Mr. Obama intends to implement his sweetheart deal with Iran without allowing a vote by either the House or the Senate, just like his attempt to impose amnesty as a cure for the immigration disaster that has metastasized under his administration. He thinks he can impose such a far-reaching nuclear deal unilaterally. He might be right.
The White House will make the usual big noises about how the deal will be enforced with tough inspections, that Iran will not be allowed to join the nuclear club through deceit and tricks. The usual suspects in the arms-control industry are making the usual noises. Daryl Kimball of the Arms Control Association tells The Associated Press that tough monitoring would supply “enough time to detect and disrupt” any attempt by Iran to continue to work on a bomb.
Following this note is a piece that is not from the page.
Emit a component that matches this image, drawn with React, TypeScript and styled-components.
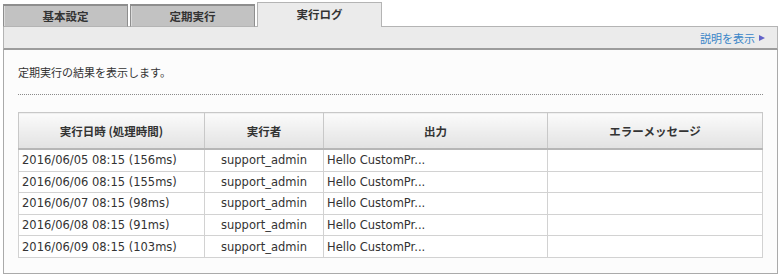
import React from "react";
import styled, { createGlobalStyle } from "styled-components";

const GlobalStyle = createGlobalStyle`
  body {
    margin: 0;
    background: #ffffff;
    font-family: "DejaVu Sans", "Noto Sans CJK JP", sans-serif;
    color: #333333;
  }
`;

const Page = styled.div`
  padding: 3px 3px 0 3px;
  width: 775px;
`;

const TabRow = styled.div`
  display: flex;
  align-items: flex-end;
  gap: 2px;
  height: 24px;
  position: relative;
  z-index: 1;
  margin-bottom: -1px;
`;

const Tab = styled.div<{ $active?: boolean }>`
  box-sizing: border-box;
  width: 125px;
  height: ${(p) => (p.$active ? "25px" : "23px")};
  display: flex;
  align-items: center;
  justify-content: center;
  padding-bottom: ${(p) => (p.$active ? "2px" : "0")};
  font-family: "Noto Sans CJK JP", sans-serif;
  font-size: 11.5px;
  font-weight: bold;
  color: #333333;
  background: ${(p) => (p.$active ? "#ebebeb" : "#c2c2c2")};
  border: 1px solid ${(p) => (p.$active ? "#b4b4b4" : "#8e8e8e")};
  border-top-width: ${(p) => (p.$active ? "1px" : "2px")};
  border-bottom: ${(p) => (p.$active ? "none" : "1px solid #b4b4b4")};
  box-shadow: ${(p) => (p.$active ? "none" : "inset 1px 0 0 #dadada")};
`;

const Bar = styled.div`
  box-sizing: border-box;
  height: 24px;
  background: #ebebeb;
  border: 1px solid #b4b4b4;
  border-bottom: 2px solid #9c9c9c;
  display: flex;
  align-items: center;
  justify-content: flex-end;
  padding-right: 12px;
`;

const HelpLink = styled.a`
  display: flex;
  align-items: center;
  gap: 4px;
  font-family: "Noto Sans CJK JP", sans-serif;
  font-size: 11px;
  color: #3a86c8;
  text-decoration: none;
  cursor: pointer;
`;

const Arrow = styled.span`
  width: 0;
  height: 0;
  border-top: 3.5px solid transparent;
  border-bottom: 3.5px solid transparent;
  border-left: 6px solid #6262c8;
`;

const Content = styled.div`
  box-sizing: border-box;
  background: #fcfcfc;
  border: 1px solid #aaaaaa;
  border-top: none;
  padding: 12px 14px 15px 14px;
`;

const Description = styled.p`
  margin: 0;
  line-height: 20px;
  font-family: "Noto Sans CJK JP", sans-serif;
  font-size: 11px;
  padding-bottom: 12px;
  border-bottom: 1px dotted #8a8a8a;
`;

const Table = styled.table`
  margin-top: 17px;
  width: 744px;
  border-collapse: collapse;
  table-layout: fixed;
  background: #ffffff;
  border: 1px solid #c8c8c8;
`;

const HeadCell = styled.th`
  height: 35px;
  padding: 0;
  font-family: "Noto Sans CJK JP", sans-serif;
  font-size: 11.5px;
  font-weight: bold;
  color: #333333;
  text-align: center;
  background: linear-gradient(#fbfbfb, #e2e2e2);
  border: 1px solid #c8c8c8;
  border-bottom: 2px solid #b6b6b6;
`;

const Cell = styled.td<{ $center?: boolean }>`
  height: 20.6px;
  padding: 0 3px;
  font-size: 11.5px;
  color: #333333;
  text-align: ${(p) => (p.$center ? "center" : "left")};
  border: 1px solid #d2d2d2;
  white-space: nowrap;
  overflow: hidden;
`;

const rows = [
  "2016/06/05 08:15 (156ms)",
  "2016/06/06 08:15 (155ms)",
  "2016/06/07 08:15 (98ms)",
  "2016/06/08 08:15 (91ms)",
  "2016/06/09 08:15 (103ms)",
];

const App = () => {
  return (
    <Page>
      <GlobalStyle />
      <TabRow>
        <Tab>基本設定</Tab>
        <Tab>定期実行</Tab>
        <Tab $active>実行ログ</Tab>
      </TabRow>
      <Bar>
        <HelpLink>
          説明を表示
          <Arrow />
        </HelpLink>
      </Bar>
      <Content>
        <Description>定期実行の結果を表示します。</Description>
        <Table>
          <colgroup>
            <col style={{ width: 186 }} />
            <col style={{ width: 119 }} />
            <col style={{ width: 224 }} />
            <col style={{ width: 215 }} />
          </colgroup>
          <thead>
            <tr>
              <HeadCell>実行日時 (処理時間)</HeadCell>
              <HeadCell>実行者</HeadCell>
              <HeadCell>出力</HeadCell>
              <HeadCell>エラーメッセージ</HeadCell>
            </tr>
          </thead>
          <tbody>
            {rows.map((date) => (
              <tr key={date}>
                <Cell>{date}</Cell>
                <Cell $center>support_admin</Cell>
                <Cell>Hello CustomPr...</Cell>
                <Cell />
              </tr>
            ))}
          </tbody>
        </Table>
      </Content>
    </Page>
  );
};

export default App;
But if there’s no will to stand up to Iran now, why would anyone expect such will to appear, as if by magic, when the Iranians flout an agreement?
Iran, like the rest of the world, has taken the measure of Barack Obama and found him, in the famous Texas verdict, “all hat and no cattle.” Defenders of a sweetheart deal for Iran argue that Russia and China are not likely to join in getting genuinely tough. They concede that it’s a bad deal but insist it’s the “least bad” deal.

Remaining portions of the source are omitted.